U.S. Legal Permanent Residents
- There are a significant number of Afghans who, by virtue of their work for the U.S. or relationship to someone who worked with the U.S., have been granted legal permanent resident (LPR) status but remain stranded in Afghanistan. As a group, LPRs are also known as “green card holders.”
- The Biden administration hasn’t offered an estimate for the number of legal permanent residents who remain, but Secretary of State Antony Blinken told Congress on September 13th that “several thousand” U.S. legal permanent residents were still in Afghanistan.
- In his October 26th testimony, Under Secretary for Defense Policy Colin Kahl told the Senate Armed Services Committee that 266 LPRs have been evacuated since September 1st in efforts arranged by the U.S. government or private groups.
- When the U.S. evacuation began, there were roughly 18,000 to 20,000 Afghans who had applied for a Special Immigrant Visa (SIV) due to their work for the American military as interpreters or contractors. SIV status gives a recipient LPR status and access to refugee benefits (read more about the SIV program here). That figure has grown to about 28,000 since the Taliban takeover.
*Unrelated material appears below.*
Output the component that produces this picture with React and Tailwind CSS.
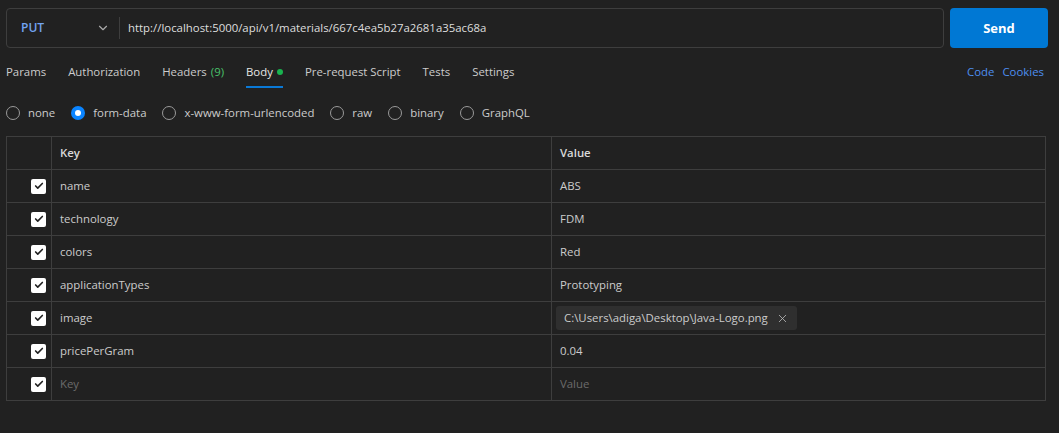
import { ChevronDown, X, Check } from "lucide-react";

const rows = [
  { key: "name", value: "ABS" },
  { key: "technology", value: "FDM" },
  { key: "colors", value: "Red" },
  { key: "applicationTypes", value: "Prototyping" },
  { key: "image", file: "C:\\Users\\adiga\\Desktop\\Java-Logo.png" },
  { key: "pricePerGram", value: "0.04" },
];

const tabs = ["Params", "Authorization", "Headers", "Body", "Pre-request Script", "Tests", "Settings"];
const bodyTypes = ["none", "form-data", "x-www-form-urlencoded", "raw", "binary", "GraphQL"];

const Box = () => (
  <div className="w-[15px] h-[15px] rounded-[2px] bg-white flex items-center justify-center">
    <Check className="w-[10px] h-[10px] text-[#212121]" strokeWidth={4} />
  </div>
);

export default function App() {
  return (
    <div
      className="w-[1059px] h-[433px] bg-[#212121] text-[#cccccc] text-[11.4px] overflow-hidden"
      style={{ fontFamily: "'Open Sans', 'Noto Sans', sans-serif" }}
    >
      {/* request bar */}
      <div className="flex gap-[6px] pl-[6px] pt-[8px] pr-[11px]">
        <div className="flex-1 h-[40px] border border-[#3e3e3e] rounded-[4px] flex items-center">
          <div className="w-[112px] flex items-center justify-between pl-[14px] pr-[9px]">
            <span className="text-[#73a5f2] font-semibold text-[12px]">PUT</span>
            <ChevronDown className="w-[14px] h-[14px] text-[#aaaaaa]" />
          </div>
          <div className="w-px h-[22px] bg-[#3e3e3e]" />
          <span className="pl-[8px] text-[#dedede]">http://localhost:5000/api/v1/materials/667c4ea5b27a2681a35ac68a</span>
        </div>
        <button className="w-[98px] h-[40px] pt-px rounded-[4px] bg-[#0078d4] text-white font-bold text-[13px]">Send</button>
      </div>

      {/* tabs */}
      <div className="flex items-center justify-between pl-[6px] pr-[15px] h-[48px]">
        <div className="flex gap-[22px] h-full">
          {tabs.map((t) => (
            <div
              key={t}
              className={
                "relative flex items-center " + (t === "Body" ? "text-[#e6e6e6]" : "text-[#cccccc]")
              }
            >
              {t}
              {t === "Headers" && <span className="ml-[4px] text-[#49c26a]">(9)</span>}
              {t === "Body" && <span className="ml-[4px] w-[6px] h-[6px] rounded-full bg-[#19b34f]" />}
              {t === "Body" && <div className="absolute left-0 right-0 bottom-[8px] h-[2px] bg-[#0a79d6]" />}
            </div>
          ))}
        </div>
        <div className="flex gap-[8px] text-[#4d8ff0]">
          <span>Code</span>
          <span>Cookies</span>
        </div>
      </div>

      {/* body type */}
      <div className="flex items-center gap-[16px] pl-[6px] h-[34px]">
        {bodyTypes.map((b) => (
          <label key={b} className="flex items-center gap-[8px]">
            {b === "form-data" ? (
              <span className="w-[14px] h-[14px] rounded-full bg-[#0a84ff] flex items-center justify-center">
                <span className="w-[6px] h-[6px] rounded-full bg-white" />
              </span>
            ) : (
              <span className="w-[14px] h-[14px] rounded-full border border-[#9a9a9a]" />
            )}
            <span>{b}</span>
          </label>
        ))}
      </div>

      {/* table */}
      <div className="ml-[6px] mt-[6px] w-[1040px] border border-[#3e3e3e]">
        <div className="flex h-[33px] border-b border-[#3e3e3e] font-semibold text-[#d9d9d9]">
          <div className="w-[45px] border-r border-[#3e3e3e]" />
          <div className="w-[500px] border-r border-[#3e3e3e] flex items-center pl-[8px]">Key</div>
          <div className="flex-1 flex items-center pl-[8px]">Value</div>
        </div>
        {rows.map((r) => (
          <div key={r.key} className="flex h-[33px] border-b border-[#3e3e3e]">
            <div className="w-[45px] border-r border-[#3e3e3e] flex items-center justify-end pr-[5px]">
              <Box />
            </div>
            <div className="w-[500px] border-r border-[#3e3e3e] flex items-center pl-[8px]">{r.key}</div>
            <div className="flex-1 flex items-center pl-[8px]">
              {r.file ? (
                <span className="-ml-[4px] flex items-center gap-[8px] h-[24px] px-[8px] rounded-[3px] bg-[#2f2f2f]">
                  {r.file}
                  <X className="w-[13px] h-[13px] text-[#bbbbbb]" strokeWidth={1.5} />
                </span>
              ) : (
                r.value
              )}
            </div>
          </div>
        ))}
        <div className="flex h-[32px]">
          <div className="w-[45px] border-r border-[#3e3e3e] flex items-center justify-end pr-[5px]">
            <Box />
          </div>
          <div className="w-[500px] border-r border-[#3e3e3e] flex items-center pl-[8px] text-[#6b6b6b]">Key</div>
          <div className="flex-1 flex items-center pl-[8px] text-[#6b6b6b]">Value</div>
        </div>
      </div>
    </div>
  );
}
- The SIV program also provides visas for an SIV’s spouse and their unmarried children under the age of 21. It has been estimated that there are more than 70,000 spouses and unmarried children of those 28,000 Afghan SIVs.
- The Biden administration has not provided an estimate for the number of Afghan SIVs who were evacuated in August, but Politico reported on September 1st that a State Dept. official told reporters that “the majority” were left behind.
- Under Secretary of Defense Colin Kahl told the Senate Armed Services Committee on October 26th that about 8,500 SIV applicants were evacuated, leaving about 19,500 SIV applicants and their families still in Afghanistan.